Collection entries ▸

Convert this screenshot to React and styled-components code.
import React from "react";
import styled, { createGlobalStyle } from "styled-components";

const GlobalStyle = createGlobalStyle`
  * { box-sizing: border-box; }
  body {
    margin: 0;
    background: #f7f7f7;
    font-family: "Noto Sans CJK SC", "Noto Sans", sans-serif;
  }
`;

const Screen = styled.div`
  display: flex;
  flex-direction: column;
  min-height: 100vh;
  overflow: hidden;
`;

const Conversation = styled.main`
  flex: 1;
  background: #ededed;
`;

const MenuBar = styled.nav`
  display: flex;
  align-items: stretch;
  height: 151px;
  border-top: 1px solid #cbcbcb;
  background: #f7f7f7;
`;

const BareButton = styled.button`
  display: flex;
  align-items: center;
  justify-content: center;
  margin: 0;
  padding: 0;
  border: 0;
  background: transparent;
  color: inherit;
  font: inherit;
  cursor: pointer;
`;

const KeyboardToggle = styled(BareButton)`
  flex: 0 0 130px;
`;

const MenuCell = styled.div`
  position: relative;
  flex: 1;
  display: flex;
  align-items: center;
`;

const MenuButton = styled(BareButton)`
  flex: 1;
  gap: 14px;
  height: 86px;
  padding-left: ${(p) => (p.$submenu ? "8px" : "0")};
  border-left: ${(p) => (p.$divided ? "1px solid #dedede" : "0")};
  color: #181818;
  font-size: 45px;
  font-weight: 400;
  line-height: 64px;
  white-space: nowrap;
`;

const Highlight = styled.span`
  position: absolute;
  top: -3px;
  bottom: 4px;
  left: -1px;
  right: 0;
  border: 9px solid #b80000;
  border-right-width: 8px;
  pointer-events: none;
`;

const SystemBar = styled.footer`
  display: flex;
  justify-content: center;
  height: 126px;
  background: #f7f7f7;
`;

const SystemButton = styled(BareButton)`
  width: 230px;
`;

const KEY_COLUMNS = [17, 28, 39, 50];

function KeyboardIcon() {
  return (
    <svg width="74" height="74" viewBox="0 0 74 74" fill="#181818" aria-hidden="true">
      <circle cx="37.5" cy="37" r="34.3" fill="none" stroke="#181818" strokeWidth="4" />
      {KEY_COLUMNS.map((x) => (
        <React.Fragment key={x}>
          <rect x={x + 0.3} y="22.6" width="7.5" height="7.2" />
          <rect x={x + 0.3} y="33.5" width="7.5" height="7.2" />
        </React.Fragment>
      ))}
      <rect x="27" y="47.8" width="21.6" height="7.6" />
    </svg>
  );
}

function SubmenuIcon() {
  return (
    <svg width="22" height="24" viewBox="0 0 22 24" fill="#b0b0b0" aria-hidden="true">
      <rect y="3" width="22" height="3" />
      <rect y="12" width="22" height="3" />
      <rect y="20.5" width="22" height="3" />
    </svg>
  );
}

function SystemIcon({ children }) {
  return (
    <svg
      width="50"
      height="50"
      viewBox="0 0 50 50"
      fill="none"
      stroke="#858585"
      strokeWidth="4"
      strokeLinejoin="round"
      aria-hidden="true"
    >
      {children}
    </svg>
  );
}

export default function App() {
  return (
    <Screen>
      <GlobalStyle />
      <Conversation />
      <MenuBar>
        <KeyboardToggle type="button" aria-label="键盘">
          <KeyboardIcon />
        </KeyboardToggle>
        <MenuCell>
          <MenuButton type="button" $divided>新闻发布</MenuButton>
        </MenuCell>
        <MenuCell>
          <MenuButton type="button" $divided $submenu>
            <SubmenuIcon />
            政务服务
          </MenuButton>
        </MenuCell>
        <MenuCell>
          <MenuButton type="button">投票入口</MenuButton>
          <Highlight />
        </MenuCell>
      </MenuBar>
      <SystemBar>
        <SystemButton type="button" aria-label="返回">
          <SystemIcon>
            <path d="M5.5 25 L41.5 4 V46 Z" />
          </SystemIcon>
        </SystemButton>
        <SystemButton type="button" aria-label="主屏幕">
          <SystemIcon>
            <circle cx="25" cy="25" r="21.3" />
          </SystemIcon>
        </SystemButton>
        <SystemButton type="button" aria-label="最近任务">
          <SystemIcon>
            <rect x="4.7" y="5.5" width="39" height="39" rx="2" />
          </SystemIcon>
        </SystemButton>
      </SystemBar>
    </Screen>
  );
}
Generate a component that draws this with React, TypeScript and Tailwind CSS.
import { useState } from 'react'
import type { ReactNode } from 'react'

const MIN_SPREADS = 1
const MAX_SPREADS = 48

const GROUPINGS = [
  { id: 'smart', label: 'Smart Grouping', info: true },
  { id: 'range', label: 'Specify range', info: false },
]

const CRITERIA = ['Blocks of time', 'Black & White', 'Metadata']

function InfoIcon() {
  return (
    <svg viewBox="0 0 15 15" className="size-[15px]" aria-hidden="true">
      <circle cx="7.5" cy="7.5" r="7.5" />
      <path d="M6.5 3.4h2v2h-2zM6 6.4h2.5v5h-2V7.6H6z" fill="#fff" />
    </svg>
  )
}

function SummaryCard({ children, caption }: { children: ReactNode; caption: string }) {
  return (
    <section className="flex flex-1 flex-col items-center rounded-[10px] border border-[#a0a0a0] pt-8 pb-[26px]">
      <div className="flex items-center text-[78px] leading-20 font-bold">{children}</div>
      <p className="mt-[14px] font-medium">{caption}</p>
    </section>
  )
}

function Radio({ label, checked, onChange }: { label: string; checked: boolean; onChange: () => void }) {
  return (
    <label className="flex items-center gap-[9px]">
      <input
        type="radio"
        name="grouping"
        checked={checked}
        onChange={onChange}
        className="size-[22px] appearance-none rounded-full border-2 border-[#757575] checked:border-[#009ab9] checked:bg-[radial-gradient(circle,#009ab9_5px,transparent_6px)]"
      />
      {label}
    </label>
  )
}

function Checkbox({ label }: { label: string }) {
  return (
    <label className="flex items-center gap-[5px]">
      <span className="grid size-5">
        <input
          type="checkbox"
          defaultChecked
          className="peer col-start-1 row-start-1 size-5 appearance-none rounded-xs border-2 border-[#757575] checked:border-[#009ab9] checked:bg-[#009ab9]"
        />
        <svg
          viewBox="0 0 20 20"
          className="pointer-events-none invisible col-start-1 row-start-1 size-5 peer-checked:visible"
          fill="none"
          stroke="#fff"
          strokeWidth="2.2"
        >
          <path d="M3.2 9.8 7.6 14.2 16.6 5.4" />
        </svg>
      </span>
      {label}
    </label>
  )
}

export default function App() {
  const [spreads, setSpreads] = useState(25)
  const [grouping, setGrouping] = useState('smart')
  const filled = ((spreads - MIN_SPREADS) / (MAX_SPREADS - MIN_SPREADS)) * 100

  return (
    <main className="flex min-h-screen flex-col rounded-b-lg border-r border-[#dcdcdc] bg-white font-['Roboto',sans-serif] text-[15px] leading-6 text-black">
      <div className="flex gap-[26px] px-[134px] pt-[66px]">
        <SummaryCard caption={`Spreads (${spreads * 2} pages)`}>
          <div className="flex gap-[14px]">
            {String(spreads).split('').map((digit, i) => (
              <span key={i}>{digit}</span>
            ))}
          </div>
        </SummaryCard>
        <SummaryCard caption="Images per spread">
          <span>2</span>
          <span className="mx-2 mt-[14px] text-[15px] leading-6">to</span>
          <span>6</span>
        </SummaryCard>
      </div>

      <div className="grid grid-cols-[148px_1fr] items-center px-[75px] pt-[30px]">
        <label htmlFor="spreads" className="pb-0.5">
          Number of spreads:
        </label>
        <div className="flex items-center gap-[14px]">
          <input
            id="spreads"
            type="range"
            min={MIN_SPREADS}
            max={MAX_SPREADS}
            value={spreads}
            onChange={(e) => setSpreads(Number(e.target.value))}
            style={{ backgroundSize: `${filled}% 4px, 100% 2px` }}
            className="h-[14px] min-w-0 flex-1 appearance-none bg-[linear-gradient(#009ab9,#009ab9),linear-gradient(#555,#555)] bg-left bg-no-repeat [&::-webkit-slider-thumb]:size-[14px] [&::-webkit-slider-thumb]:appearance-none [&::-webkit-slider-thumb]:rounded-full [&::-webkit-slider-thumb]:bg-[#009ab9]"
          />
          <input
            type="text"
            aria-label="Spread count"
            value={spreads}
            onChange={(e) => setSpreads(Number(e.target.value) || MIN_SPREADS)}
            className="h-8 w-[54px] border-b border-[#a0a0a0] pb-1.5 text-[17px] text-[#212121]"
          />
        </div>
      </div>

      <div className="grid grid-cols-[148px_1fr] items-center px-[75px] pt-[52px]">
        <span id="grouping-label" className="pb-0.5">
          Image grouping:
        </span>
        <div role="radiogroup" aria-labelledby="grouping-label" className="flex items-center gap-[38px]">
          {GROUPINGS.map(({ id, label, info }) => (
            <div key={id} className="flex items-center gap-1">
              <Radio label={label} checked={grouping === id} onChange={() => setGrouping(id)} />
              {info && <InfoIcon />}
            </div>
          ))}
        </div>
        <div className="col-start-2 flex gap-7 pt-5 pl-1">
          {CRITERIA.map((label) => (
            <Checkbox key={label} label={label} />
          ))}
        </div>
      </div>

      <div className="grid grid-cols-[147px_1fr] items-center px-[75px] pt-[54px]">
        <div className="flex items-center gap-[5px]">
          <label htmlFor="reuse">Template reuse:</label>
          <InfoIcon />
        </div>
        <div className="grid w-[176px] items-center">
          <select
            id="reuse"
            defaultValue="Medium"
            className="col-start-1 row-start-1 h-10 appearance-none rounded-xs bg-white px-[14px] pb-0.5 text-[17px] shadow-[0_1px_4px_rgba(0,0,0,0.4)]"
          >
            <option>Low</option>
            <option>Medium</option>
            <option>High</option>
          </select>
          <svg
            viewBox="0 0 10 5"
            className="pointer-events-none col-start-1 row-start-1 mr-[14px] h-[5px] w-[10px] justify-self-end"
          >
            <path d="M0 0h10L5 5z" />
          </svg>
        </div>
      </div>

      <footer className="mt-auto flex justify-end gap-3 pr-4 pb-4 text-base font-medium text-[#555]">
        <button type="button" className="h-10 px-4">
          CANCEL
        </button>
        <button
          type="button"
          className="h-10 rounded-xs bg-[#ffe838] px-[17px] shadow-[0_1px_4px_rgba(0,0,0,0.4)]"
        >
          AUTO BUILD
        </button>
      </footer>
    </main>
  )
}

Task goal ▸ Return exactly the opening lines of the listing above, ending with the line that has "const KEY_COLUMNS = [17, 28, 39, 50];".

Solution below ▸
Convert this screenshot to React and styled-components code.
import React from "react";
import styled, { createGlobalStyle } from "styled-components";

const GlobalStyle = createGlobalStyle`
  * { box-sizing: border-box; }
  body {
    margin: 0;
    background: #f7f7f7;
    font-family: "Noto Sans CJK SC", "Noto Sans", sans-serif;
  }
`;

const Screen = styled.div`
  display: flex;
  flex-direction: column;
  min-height: 100vh;
  overflow: hidden;
`;

const Conversation = styled.main`
  flex: 1;
  background: #ededed;
`;

const MenuBar = styled.nav`
  display: flex;
  align-items: stretch;
  height: 151px;
  border-top: 1px solid #cbcbcb;
  background: #f7f7f7;
`;

const BareButton = styled.button`
  display: flex;
  align-items: center;
  justify-content: center;
  margin: 0;
  padding: 0;
  border: 0;
  background: transparent;
  color: inherit;
  font: inherit;
  cursor: pointer;
`;

const KeyboardToggle = styled(BareButton)`
  flex: 0 0 130px;
`;

const MenuCell = styled.div`
  position: relative;
  flex: 1;
  display: flex;
  align-items: center;
`;

const MenuButton = styled(BareButton)`
  flex: 1;
  gap: 14px;
  height: 86px;
  padding-left: ${(p) => (p.$submenu ? "8px" : "0")};
  border-left: ${(p) => (p.$divided ? "1px solid #dedede" : "0")};
  color: #181818;
  font-size: 45px;
  font-weight: 400;
  line-height: 64px;
  white-space: nowrap;
`;

const Highlight = styled.span`
  position: absolute;
  top: -3px;
  bottom: 4px;
  left: -1px;
  right: 0;
  border: 9px solid #b80000;
  border-right-width: 8px;
  pointer-events: none;
`;

const SystemBar = styled.footer`
  display: flex;
  justify-content: center;
  height: 126px;
  background: #f7f7f7;
`;

const SystemButton = styled(BareButton)`
  width: 230px;
`;

const KEY_COLUMNS = [17, 28, 39, 50];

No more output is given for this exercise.